Fue domingo y hacia sol. Desde el primer lance reveló el sentido de su vida, demandando que a partir de esa tarde debemos profesarle una irrestricta devoción. Alejándose de la tronera largó trapo hondamente sin que adivináramos –todavía- que era el comienzo de una obra de arte luminosa e inolvidable. Su afán no tuvo nada que ver con duendes ni pellizcos, sino con la entrega cabal del artista que se desfonda sin quedarse nada y que se empeña disciplinadamente en su oficio para coincidir con la inspiración creando momentos de gloria. Dicen que por la desembocadura de esos dos afluentes –el oficio y la inspiración- anda la grandeza del río del arte.

Joselito Adame, con sus ojos tristes y su piel jugada a muerte en las ferias modestas de las Españas, extendía las verónicas como caricias, cerrando con el beso que es la media a lo Belmonte. Luego, invirtió la suerte llevándose el toro a chicuelinas andantes rumbo a los adentros. Allí, remató, pero como el de Montecristo quería un capotazo más antes de irse a pelear con el caballo, Adamé improviso un manguerazo de Villalta. A su vez, la impronta del maestro Pepe Ortiz rondaba por el ruedo y no hubo más remedio que pegar un quite de oro como quien gira a favor de la corriente. Si el hastío por la ausencia de los duendes se adueñaba de nosotros y nos ponía a blasfemar, el capote de Joselito nos recogía liberando a “la loca de la casa”, como escribió Santa Teresa mentando a la imaginación, volviéndonos a meter a la plaza.

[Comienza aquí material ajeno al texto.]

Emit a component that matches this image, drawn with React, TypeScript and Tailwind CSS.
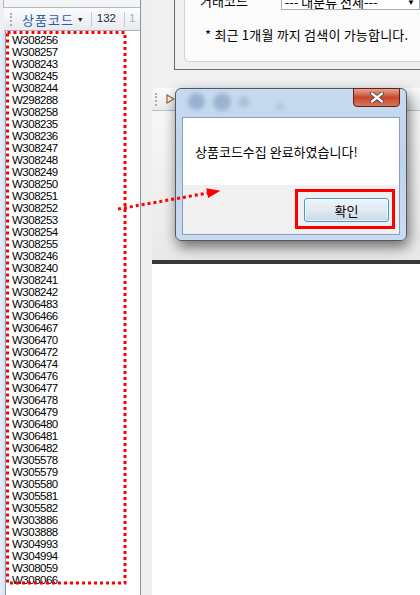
const codes = [
  "W308256", "W308257", "W308243", "W308245", "W308244", "W298288", "W308258",
  "W308235", "W308236", "W308247", "W308248", "W308249", "W308250", "W308251",
  "W308252", "W308253", "W308254", "W308255", "W308246", "W308240", "W308241",
  "W308242", "W306483", "W306466", "W306467", "W306470", "W306472", "W306474",
  "W306476", "W306477", "W306478", "W306479", "W306480", "W306481", "W306482",
  "W305578", "W305579", "W305580", "W305581", "W305582", "W303886", "W303888",
  "W304993", "W304994", "W308059", "W308066",
];

const kr = { fontFamily: '"Noto Sans CJK KR", "Liberation Sans", sans-serif' };
const latin = { fontFamily: '"Liberation Sans", "Noto Sans CJK KR", sans-serif' };

const Grip = ({ h }: { h: string }) => (
  <div className={`w-0 border-l-2 border-dotted border-[#a9b0b8] ${h}`} />
);

const LeftPanel = () => {
  return (
    <div className="w-[141px] h-full flex flex-col border-r border-[#8b949e] shrink-0">
      <div className="h-[8px] bg-[#f4f5f7] border-b border-[#b4bac2] ml-[3px] border-l" />
      <div className="h-[23px] flex items-center bg-gradient-to-b from-[#fcfcfd] to-[#e7eaee] rounded-tl-[4px] ml-[4px] pl-[6px] border-b border-[#aab3bd]">
        <Grip h="h-[13px]" />
        <span className="ml-[10px] text-[13px] tracking-[1px] text-[#2a5cab] leading-none" style={kr}>
          상품코드
        </span>
        <span className="ml-[3px] text-[7px] text-[#222] leading-none">▼</span>
        <div className="ml-[7px] w-px h-[15px] bg-[#c3c9d1]" />
        <span className="ml-[5px] text-[11.5px] text-[#1b2845] leading-none" style={latin}>
          132
        </span>
        <div className="ml-[8px] w-px h-[15px] bg-[#c3c9d1]" />
        <span className="ml-[4px] text-[11.5px] text-[#9db0d2] leading-none" style={latin}>
          1
        </span>
      </div>
      <div className="flex-1 flex min-h-0">
        <div className="w-[6px] bg-gradient-to-r from-[#e7eff9] to-[#d3e2f4] border-r border-[#8d979f]" />
        <div className="flex-1 bg-white pl-[6px] pt-[3px] overflow-hidden">
          {codes.map((c) => (
            <div
              key={c}
              className="h-[12px] leading-[12px] text-[11.5px] tracking-[-0.5px] text-black"
              style={latin}
            >
              {c}
            </div>
          ))}
        </div>
      </div>
    </div>
  );
};

const RightPane = () => {
  return (
    <div className="flex-1 h-full flex flex-col">
      <div className="h-[70px] pl-[22px]">
        <div className="h-full border-l border-b border-[#6c6c6c] pl-[9px]">
          <div className="h-[62px] border-l border-b border-[#cbd3da] rounded-bl-[5px] bg-[#fbfbfb] pl-[15px] overflow-hidden">
            <div className="flex items-end -mt-[7px] h-[17px]">
              <span className="text-[13px] text-black leading-none mb-[3px]" style={kr}>
                거래코드
              </span>
              <div className="ml-[33px] flex-1 h-[17px] border border-[#a9b0b8] bg-white flex items-center pl-[3px] pr-[4px]">
                <span className="text-[13px] leading-none text-black flex-1" style={kr}>
                  --- 대분류 전체---
                </span>
                <span className="text-[8px] text-black">▼</span>
              </div>
            </div>
            <div className="mt-[18px] ml-[5px] text-[13px] tracking-[0.2px] text-black leading-none whitespace-nowrap" style={kr}>
              * 최근 1개월 까지 검색이 가능합니다.
            </div>
          </div>
        </div>
      </div>
      <div className="h-[18px]" />
      <div className="h-[23px] flex items-center rounded-tl-[4px] bg-gradient-to-b from-[#fbfbfc] to-[#e8ebee] border-b border-[#b9bfc6] pl-[3px]">
        <Grip h="h-[13px]" />
        <svg width="9" height="10" viewBox="0 0 9 10" className="ml-[9px]">
          <path d="M1 1 L8 5 L1 9 Z" fill="none" stroke="#a0632a" strokeWidth="1.2" />
        </svg>
      </div>
      <div className="h-[149px] bg-gradient-to-b from-[#f7f7f7] to-[#e9e9e9]" />
      <div className="h-[4px] bg-[#3a3a3a]" />
      <div className="flex-1 bg-white" />
    </div>
  );
};

const Dialog = () => {
  return (
    <div className="absolute left-[175px] top-[88px] w-[232px] h-[153px] rounded-[6px] border border-[#515865] bg-gradient-to-b from-[#c7daf0] via-[#bed4ec] to-[#cadcf0] shadow-[2px_6px_14px_rgba(0,0,0,0.55)] flex flex-col">
      <div className="h-[28px] relative">
        <div className="absolute left-[12px] top-[4px] w-[17px] h-[17px] rounded-full bg-[#98b1ce] blur-[2px]" />
        <div className="absolute left-[37px] top-[4px] w-[18px] h-[18px] rounded-full bg-[#9bb3cf] blur-[2px]" />
        <div className="absolute left-[62px] top-[8px] w-[12px] h-[10px] rounded-full bg-[#abc0d8] blur-[2px]" />
        <div className="absolute left-[100px] top-[14px] w-[8px] h-[7px] rounded-full bg-[#b0c4da] blur-[2px]" />
        <div className="absolute left-[177px] -top-px w-[47px] h-[19px] rounded-b-[4px] border border-[#5b2418] bg-gradient-to-b from-[#e6a190] via-[#c8452c] to-[#d9755d] flex items-center justify-center">
          <svg width="14" height="11" viewBox="0 0 14 11">
            <path d="M2 1.5 L12 9.5 M12 1.5 L2 9.5" stroke="#3a3a3a" strokeWidth="4" strokeLinecap="round" />
            <path d="M2 1.5 L12 9.5 M12 1.5 L2 9.5" stroke="#ffffff" strokeWidth="2.4" strokeLinecap="round" />
          </svg>
        </div>
      </div>
      <div className="mx-[6px] mb-[5px] flex-1 border border-[#8aa0b8] flex flex-col">
        <div className="h-[67px] bg-white flex items-center pl-[12px] pb-[1px]">
          <span className="text-[13px] text-black leading-none whitespace-nowrap" style={kr}>
            상품코드수집 완료하였습니다!
          </span>
        </div>
        <div className="flex-1 bg-[#f0f0f0] flex justify-end pt-[13px] pr-[10px]">
          <button
            className="w-[85px] h-[24px] rounded-[3px] border border-[#3d9bd5] bg-gradient-to-b from-[#eef3f8] via-[#e1eaf2] to-[#c9d8e5] shadow-[inset_0_0_0_1px_rgba(255,255,255,0.7)] text-[13px] text-black leading-none"
            style={kr}
          >
            확인
          </button>
        </div>
      </div>
    </div>
  );
};

const Annotations = () => {
  return (
    <svg className="absolute inset-0 pointer-events-none" width="420" height="595" viewBox="0 0 420 595">
      <rect
        x="7.5"
        y="32.5"
        width="117.5"
        height="550.5"
        fill="none"
        stroke="#ff0000"
        strokeWidth="3"
        strokeDasharray="3 3"
      />
      <line x1="118" y1="209" x2="208" y2="193" stroke="#ff0000" strokeWidth="3" strokeDasharray="3 3" />
      <polygon points="220.5,190.8 206.3,188.2 208.1,198" fill="#ff0000" />
      <rect x="296.5" y="190.5" width="97" height="37" fill="none" stroke="#ff0000" strokeWidth="3" />
    </svg>
  );
};

export default function App() {
  return (
    <div className="relative w-[420px] h-[595px] overflow-hidden bg-[#f0f0f0] flex">
      <LeftPanel />
      <div className="w-[11px] h-full bg-[#efefef] shrink-0" />
      <RightPane />
      <Dialog />
      <Annotations />
    </div>
  );
}
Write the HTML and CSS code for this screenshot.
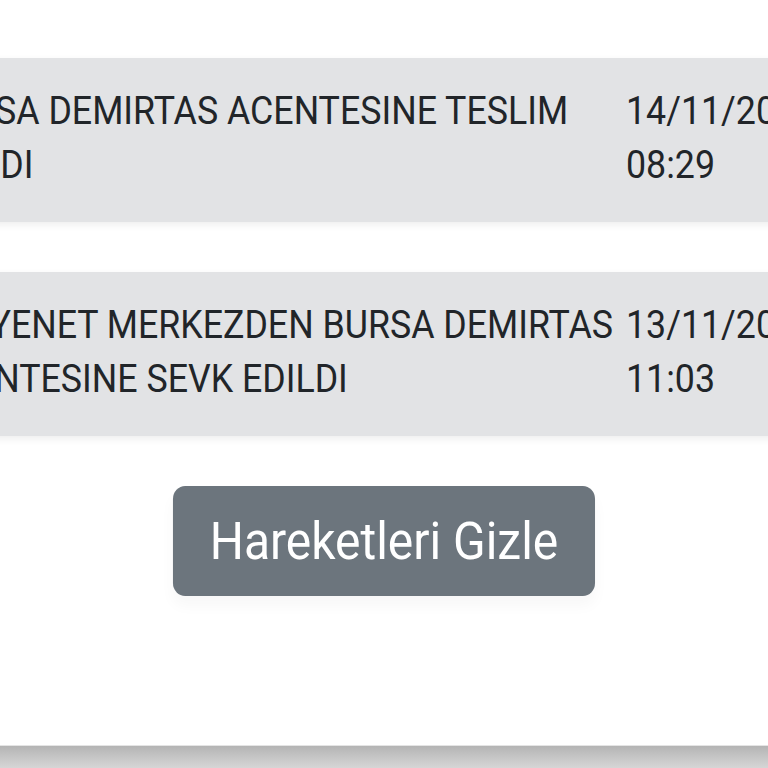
FILE: index.html
```html
<!DOCTYPE html>
<html lang="tr">
    <head>
        <meta charset="UTF-8">
        <title>Kargo Takip</title>
        <link rel="stylesheet" href="styles.css">
    </head>
    <body>
        <div class="screen">
            <div class="moves">
                <div class="move">
                    <div class="move_desc">BURSA DEMIRTAS ACENTESINE TESLIM EDILDI</div>
                    <div class="move_date">14/11/2023 08:29</div>
                </div>
                <div class="move">
                    <div class="move_desc">ESEYENET MERKEZDEN BURSA DEMIRTAS ACENTESINE SEVK EDILDI</div>
                    <div class="move_date">13/11/2023 11:03</div>
                </div>
            </div>
            <div class="actions">
                <button class="btn_toggle">Hareketleri Gizle</button>
            </div>
        </div>
        <div class="bottom_bar"></div>
    </body>
</html>
```

FILE: styles.css
```css
html, body{
    margin: 0;
    height: 100%;
    overflow: hidden;
    background-color: #ffffff;
    font-family: Roboto, "Liberation Sans", sans-serif;
    color: #212529;
}

body{
    display: flex;
    flex-direction: column;
}

/* the phone font is narrower than Roboto: squeeze the whole screen */
.screen{
    flex: 1;
    width: 817px;
    padding-top: 58px;
    transform: scaleX(0.94);
    transform-origin: left top;
}

.moves{
    display: flex;
    flex-direction: column;
    gap: 50px;
    margin-left: -77px;
    width: 1000px;
}

.move{
    display: flex;
    flex-direction: row;
    padding: 26px 0 30px 0;
    background-color: #e2e3e5;
    box-shadow: 0 3px 8px rgba(0, 0, 0, 0.07);
    font-size: 38px;
    line-height: 54px;
}

.move_desc{
    width: 739px;
    padding-right: 4px;
}

.move_date{
    width: 210px;
}

.actions{
    display: flex;
    justify-content: center;
    padding-top: 50px;
}

.btn_toggle{
    width: 449px;
    height: 110px;
    border: none;
    border-radius: 13px;
    background-color: #6c757d;
    color: #ffffff;
    font-family: Roboto, "Liberation Sans", sans-serif;
    font-size: 51px;
    box-shadow: 0 10px 14px rgba(0, 0, 0, 0.03);
}

.bottom_bar{
    height: 22px;
    border-top: 1px solid #e4e4e4;
    background: linear-gradient(#b4b4b4, #d6d6d6);
}
```
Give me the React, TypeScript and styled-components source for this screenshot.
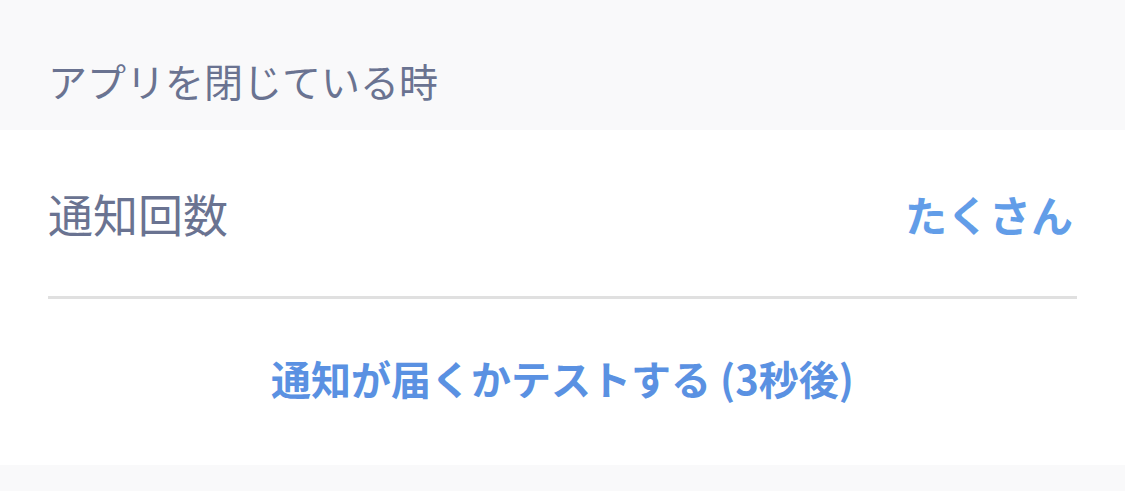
import React from 'react';
import styled, { createGlobalStyle } from 'styled-components';

const GlobalStyle = createGlobalStyle`
  html, body {
    margin: 0;
    padding: 0;
    background: #f9f9fa;
  }
  body {
    font-family: "Noto Sans CJK JP", "Noto Sans", sans-serif;
  }
`;

const App = () => {
  return (
    <Page>
      <GlobalStyle />
      <SectionHeader>アプリを閉じている時</SectionHeader>
      <Section>
        <Row>
          <Label>通知回数</Label>
          <Value>たくさん</Value>
        </Row>
        <Divider />
        <ActionButton>通知が届くかテストする (3秒後)</ActionButton>
      </Section>
    </Page>
  );
};

const Page = styled.div`
  width: 1125px;
  height: 491px;
  background: #f9f9fa;
  display: flex;
  flex-direction: column;
`;

const SectionHeader = styled.div`
  height: 130px;
  box-sizing: border-box;
  padding: 54px 48px 0;
  font-size: 39px;
  line-height: 52px;
  color: #6a7391;
`;

const Section = styled.div`
  background: #ffffff;
  height: 335px;
  display: flex;
  flex-direction: column;
`;

const Row = styled.div`
  height: 166px;
  display: flex;
  align-items: center;
  justify-content: space-between;
  padding: 0 52px 0 48px;
`;

const Label = styled.span`
  font-size: 45px;
  color: #6a7391;
`;

const Value = styled.span`
  font-size: 42px;
  font-weight: 700;
  color: #629de8;
`;

const Divider = styled.div`
  height: 3px;
  margin: 0 48px;
  background: #e0e0e0;
`;

const ActionButton = styled.button`
  flex: 1;
  border: none;
  background: transparent;
  padding: 0 0 8px;
  font-family: inherit;
  font-size: 40px;
  font-weight: 700;
  color: #5a91e2;
  cursor: pointer;
`;

export default App;
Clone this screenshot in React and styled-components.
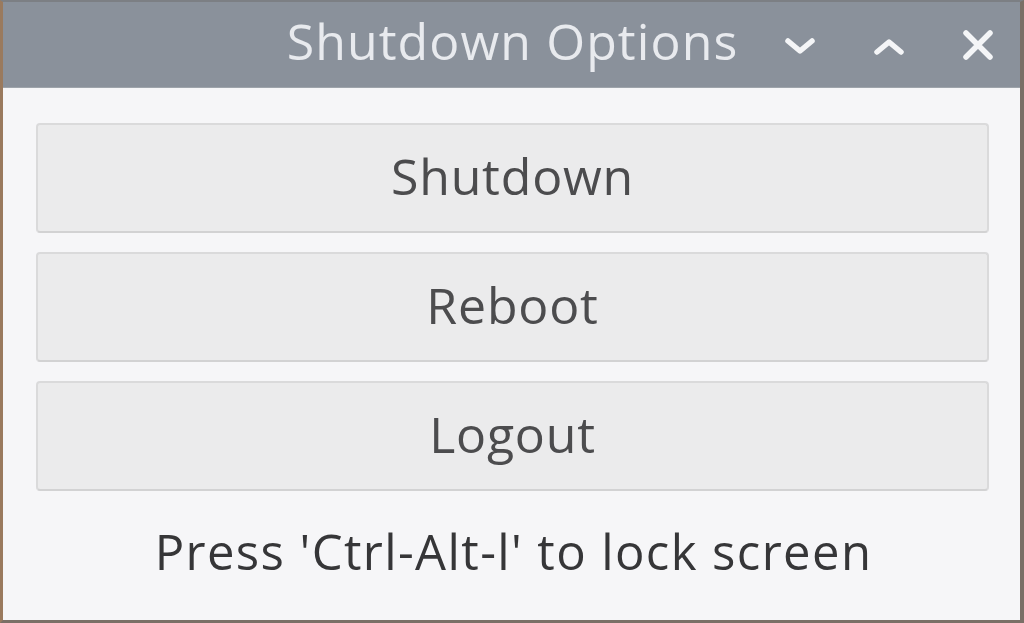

La biografía de Adame se redacta con las palabras: lucha, esfuerzo, sangre, valor, desencanto, triunfo y gloria. Después de la faena hace algunos años al berrendo de San José, sólo fue anunciado como relleno de los carteles de los ya consuetudinarios seriales extraviados de la Plaza México. Él, siendo el máximo triunfador del último San Isidro, únicamente, fue convocado a corridas de segunda en el circuito ibérico, para lidiar sin ninguna clase de pasteleos a torazos cornalones. Joselito Adame, figura del toreo se ha consagrado después de imponerse a las durezas con las que lo trataron. Desde becerristas supo lo que era pasarlas canutas y así se curtió en la guerra. Pero el torerito aguerrido devino en joven maestro consumado y aprendió lo de ser lidiador antes que artista. Cornadas, huesos rotos, varetazos, soledades, desengaños los venció con un grito de rebeldía en medio del silencio decadente y de la poca vergüenza. Hoy, ya puede ceñirse la aureola de primera figura mexicana.

Su faena fue impecable. Con la muleta se dobló como los toreros viejos y en los redondos giró con la gran dimensión de los espadas de hoy. Tuvo la decencia de mostrar al toro por el lado izquierdo convenciendo al conclave de que no era el cuerno bueno. La obra en su totalidad fue resplandeciente y fresca al torear de capote; dogmática, honda y solemne al hacerlo con la franela.

El trasteo fue rubricado a la altura de lo que había sido, es decir, con una estocada a recibir. Por mi parte y mientras el buen toro de Montecristo rodaba, sentí pena por los empleados del palco de la autoridad. Cuando miras la cantidad de orejas sin ningún valor que han regalado, la pregunta es ineludible: ¿Cómo premiarán una faena como la de Joselito Adame?. Si por otros cachivaches han regalado dos orejas, por ésta, ¿le darán un vale para el taxidermista?, o ¿qué?. El Pana y Moroso –perdón, Morante– siguieron esperando a los informales espíritus fantásticos, que según esto, habían quedado de traer la inspiración. En tanto, José lidiaba a su segundo de forma distinta que al primero, pero con la misma entrega. Los concurrentes convencidos y felices cantábamos las loas del torero, torero. Era que las faenas de Adame le habían devuelto al toreo su dignidad, sin duendes ni cuentos y eso, había que celebrarlo.